In uncommon cases, scarlet fever may develop from impetigo, a streptococcal skin infection. Impetigo is extremely contagious and is especially common with infants and children. It usually appears as red sores around the nose and mouth and as well as on hands and feet. The sores can be spread to other areas of the body by fingers, clothing, and towels. After the sores rupture and ooze for a few days, they form honey-colored crusts. In such cases, it is likely that the child may not get a sore throat.

Other common symptoms of scarlet fever also include chills, headaches, nausea and vomiting, abdominal pain, and pale skin around the lips.

Complications That Scarlet Fever May Cause

Scarlet fever can be successfully treated with antibiotics in a matter of days or weeks. However, scarlet fever can cause serious complications. Here are some:

  • Rheumatic fever: It is one of the complications associated with strep throat. It is caused by a bacterium called group A Streptococcus. Rheumatic fever causes the body to attack its own tissues. This reaction causes widespread inflammation throughout the body, which is the basis for all symptoms of rheumatic fever.
  • Peritonsillar abscess: A bacterial infection that usually begins as a complication of untreated strep throat or tonsillitis. It generally involves a pus-filled pocket that forms near one of your tonsils.
  • Pneumonia: Pneumonia is an infection in one or both lungs. It can be caused by bacteria, viruses, or fungi. Pneumonia causes inflammation in the air sacs in your lungs, which are called alveoli. The alveoli fill with fluid or pus, making it difficult to breathe. If a person has scarlet fever, bacterial pneumonia may also occur due to Streptococcus bacteria.

Treatment Of Scarlet Fever

To determine if a child has scarlet fever, doctors have to check for the presence of the strep bacteria. This is done through a rapid strep test or throat culture, which is a painless swab of the throat. After confirming a strep infection, doctors prescribe antibiotics for a child to take. Antibiotics kill bacteria and help the body’s immune system fight off the bacteria causing the infection.
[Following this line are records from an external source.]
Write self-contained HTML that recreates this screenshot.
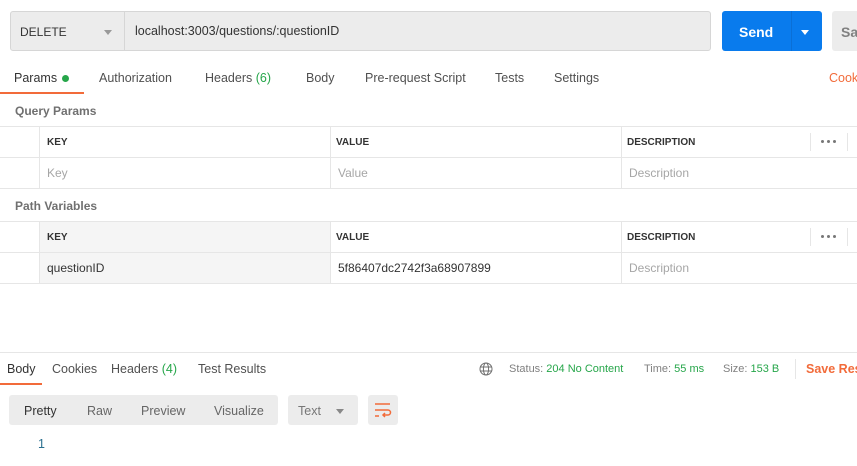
<!DOCTYPE html>
<html><head><style>
*{box-sizing:border-box;margin:0;padding:0}
body{width:857px;height:466px;overflow:hidden;background:#fff;font-family:"Liberation Sans",sans-serif;font-size:12px;color:#505050;position:relative}
.a{position:absolute;white-space:nowrap}
.hl{position:absolute;height:1px;background:#e6e6e6}
.vl{position:absolute;width:1px;background:#e6e6e6}
.th{font-size:10px;font-weight:bold;color:#333}
.ph{color:#a6a6a6}
.g{color:#26a64a}
.d{position:absolute;width:3px;height:3px;border-radius:50%;background:#777}
</style></head><body>
<div class="a" style="left:10px;top:11px;width:701px;height:40px;background:#ececec;border:1px solid #d6d6d6;border-radius:3px"></div>
<div class="vl" style="left:124px;top:12px;height:38px;background:#d6d6d6"></div>
<div class="a" style="left:20px;top:25px;font-size:12px;color:#333">DELETE</div>
<div class="a" style="left:104px;top:30px;width:0;height:0;border-left:4px solid transparent;border-right:4px solid transparent;border-top:5px solid #999"></div>
<div class="a" style="left:135px;top:24px;font-size:12.5px;color:#333">localhost:3003/questions/:questionID</div>
<div class="a" style="left:722px;top:11px;width:100px;height:40px;background:#097bed;border-radius:3px"></div>
<div class="vl" style="left:791px;top:11px;height:40px;background:#0a6fd6"></div>
<div class="a" style="left:739px;top:24px;font-size:14px;font-weight:bold;color:#fff">Send</div>
<div class="a" style="left:801px;top:30px;width:0;height:0;border-left:4.5px solid transparent;border-right:4.5px solid transparent;border-top:5px solid #fff"></div>
<div class="a" style="left:832px;top:11px;width:40px;height:40px;background:#ececec;border-radius:3px"></div>
<div class="a" style="left:841px;top:24px;font-size:14px;font-weight:bold;color:#808080">Sa</div>
<div class="a" style="left:14px;top:71px;color:#333;font-size:12.5px">Params</div>
<div class="a" style="left:62px;top:75px;width:7px;height:7px;border-radius:50%;background:#26a64a"></div>
<div class="a" style="left:0;top:92px;width:84px;height:2px;background:#f26b3a"></div>
<div class="a" style="left:99px;top:71px;font-size:12.5px">Authorization</div>
<div class="a" style="left:205px;top:71px;font-size:12.5px">Headers <span class="g">(6)</span></div>
<div class="a" style="left:306px;top:71px;font-size:12.5px">Body</div>
<div class="a" style="left:365px;top:71px;font-size:12.5px">Pre-request Script</div>
<div class="a" style="left:495px;top:71px;font-size:12.5px">Tests</div>
<div class="a" style="left:554px;top:71px;font-size:12.5px">Settings</div>
<div class="a" style="left:829px;top:71px;font-size:12.5px;color:#f26b3a">Cook</div>
<div class="a" style="left:15px;top:104px;font-weight:bold;color:#707070">Query Params</div>
<div class="hl" style="left:0;top:126px;width:857px"></div>
<div class="hl" style="left:0;top:157px;width:857px"></div>
<div class="hl" style="left:0;top:188px;width:857px"></div>
<div class="vl" style="left:39px;top:126px;height:62px"></div>
<div class="vl" style="left:330px;top:126px;height:62px"></div>
<div class="vl" style="left:621px;top:126px;height:62px"></div>
<div class="vl" style="left:810px;top:133px;height:18px"></div>
<div class="vl" style="left:847px;top:133px;height:18px"></div>
<div class="a th" style="left:47px;top:137px">KEY</div>
<div class="a th" style="left:336px;top:137px">VALUE</div>
<div class="a th" style="left:627px;top:137px">DESCRIPTION</div>
<div class="d" style="left:821px;top:140px"></div><div class="d" style="left:827px;top:140px"></div><div class="d" style="left:833px;top:140px"></div>
<div class="a ph" style="left:47px;top:166px">Key</div>
<div class="a ph" style="left:338px;top:166px">Value</div>
<div class="a ph" style="left:629px;top:166px">Description</div>
<div class="a" style="left:15px;top:199px;font-weight:bold;color:#707070">Path Variables</div>
<div class="a" style="left:40px;top:221px;width:290px;height:62px;background:#f5f5f5"></div>
<div class="hl" style="left:0;top:221px;width:857px"></div>
<div class="hl" style="left:0;top:252px;width:857px"></div>
<div class="hl" style="left:0;top:283px;width:857px"></div>
<div class="vl" style="left:39px;top:221px;height:62px"></div>
<div class="vl" style="left:330px;top:221px;height:62px"></div>
<div class="vl" style="left:621px;top:221px;height:62px"></div>
<div class="vl" style="left:810px;top:228px;height:18px"></div>
<div class="vl" style="left:847px;top:228px;height:18px"></div>
<div class="a th" style="left:47px;top:232px">KEY</div>
<div class="a th" style="left:336px;top:232px">VALUE</div>
<div class="a th" style="left:627px;top:232px">DESCRIPTION</div>
<div class="d" style="left:821px;top:235px"></div><div class="d" style="left:827px;top:235px"></div><div class="d" style="left:833px;top:235px"></div>
<div class="a" style="left:47px;top:261px;color:#333">questionID</div>
<div class="a" style="left:338px;top:261px;color:#333">5f86407dc2742f3a68907899</div>
<div class="a ph" style="left:629px;top:261px">Description</div>
<div class="hl" style="left:0;top:352px;width:857px"></div>
<div class="a" style="left:7px;top:362px;color:#333;font-size:12.5px">Body</div>
<div class="a" style="left:0;top:383px;width:42px;height:2px;background:#f26b3a"></div>
<div class="a" style="left:52px;top:362px;font-size:12.5px">Cookies</div>
<div class="a" style="left:111px;top:362px;font-size:12.5px">Headers <span class="g">(4)</span></div>
<div class="a" style="left:198px;top:362px;font-size:12.5px">Test Results</div>
<svg class="a" style="left:479px;top:362px" width="14" height="14" viewBox="0 0 14 14" fill="none" stroke="#707070" stroke-width="1"><circle cx="7" cy="7" r="6"/><ellipse cx="7" cy="7" rx="2.6" ry="6"/><path d="M1 5h12M1 9h12"/></svg>
<div class="a" style="left:509px;top:363px;font-size:11px;color:#808080">Status: <span class="g">204 No Content</span></div>
<div class="a" style="left:644px;top:363px;font-size:11px;color:#808080">Time: <span class="g">55 ms</span></div>
<div class="a" style="left:723px;top:363px;font-size:11px;color:#808080">Size: <span class="g">153 B</span></div>
<div class="vl" style="left:795px;top:359px;height:20px"></div>
<div class="a" style="left:806px;top:362px;font-size:12.5px;font-weight:bold;color:#f26b3a">Save Res</div>
<div class="a" style="left:9px;top:395px;width:269px;height:30px;background:#ececec;border-radius:3px"></div>
<div class="a" style="left:24px;top:404px;color:#333;font-size:12.5px">Pretty</div>
<div class="a" style="left:87px;top:404px;color:#666;font-size:12.5px">Raw</div>
<div class="a" style="left:141px;top:404px;color:#666;font-size:12.5px">Preview</div>
<div class="a" style="left:214px;top:404px;color:#666;font-size:12.5px">Visualize</div>
<div class="a" style="left:288px;top:395px;width:70px;height:30px;background:#ececec;border-radius:3px"></div>
<div class="a" style="left:298px;top:404px;color:#777;font-size:12.5px">Text</div>
<div class="a" style="left:336px;top:409px;width:0;height:0;border-left:4px solid transparent;border-right:4px solid transparent;border-top:5px solid #888"></div>
<div class="a" style="left:368px;top:395px;width:30px;height:30px;background:#ececec;border-radius:3px"></div>
<svg class="a" style="left:374px;top:401px" width="18" height="18" viewBox="0 0 18 18" fill="none" stroke="#f26b3a" stroke-width="1.5"><path d="M1 3h15M1 9h13a2.5 2.5 0 0 1 0 5H9M1 15h4M11 12l-2 2 2 2"/></svg>
<div class="a" style="left:38px;top:437px;color:#2a6f8f;font-size:12.5px">1</div>
</body></html>
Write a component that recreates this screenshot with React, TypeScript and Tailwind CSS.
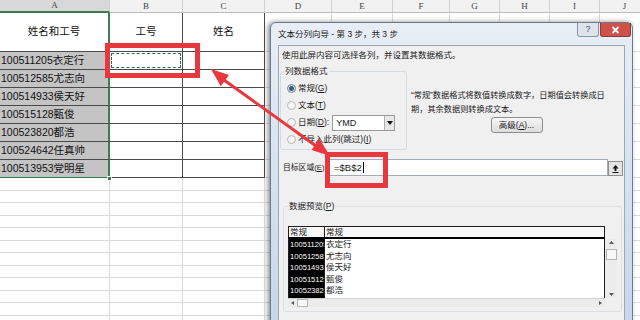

In most cases, the rash and other symptoms of scarlet fever will be gone in about 10 days to 2 weeks with antibiotic treatment.

Other treatments/medications may include:

  • Eating ice pops, ice cream, or warm soup to help ease the pain of a sore throat.
  • Gargling with salt water and using a cool air humidifier to decrease the severity and pain of a sore throat.
  • Sucking on throat lozenges to relieve sore throats.
  • Taking (Tylenol) or ibuprofen to ease throat pain.
  • Humidifying the air to stop throat irritation from dry air.
  • Switching to a soft food diet if eating is painful.
  • Drinking plenty of water to moisten the throat and avoid dehydration.
  • Drinking plenty of water if you do not have much of an appetite.
  • Using calamine lotion to relieve the itch of the rash.
  • Keeping the room cool
  • Taking paracetamol to relieve aches and pains and bring down a high temperature.
  • Staying away from irritants in the air, such as pollution

Preventing Scarlet Fever

There is no vaccine to prevent scarlet fever, but good hygiene can definitely prevent children from getting scarlet fever. Here are some prevention tips to follow:

  • Wash your hands before preparing food, before and after meals, after using the restroom and anytime you cough or sneeze.
  • Cover your mouth and nose when sneezing or coughing.
  • Don’t share utensils and drinking glasses with others, especially in group settings.
  • As much as possible, avoid people with other forms of Streptococcal infection, since they may also transfer the bacteria to you and put you at risk of scarlet fever.
  • Strengthen your immune system by adopting a healthy diet, getting enough sleep, and exercising.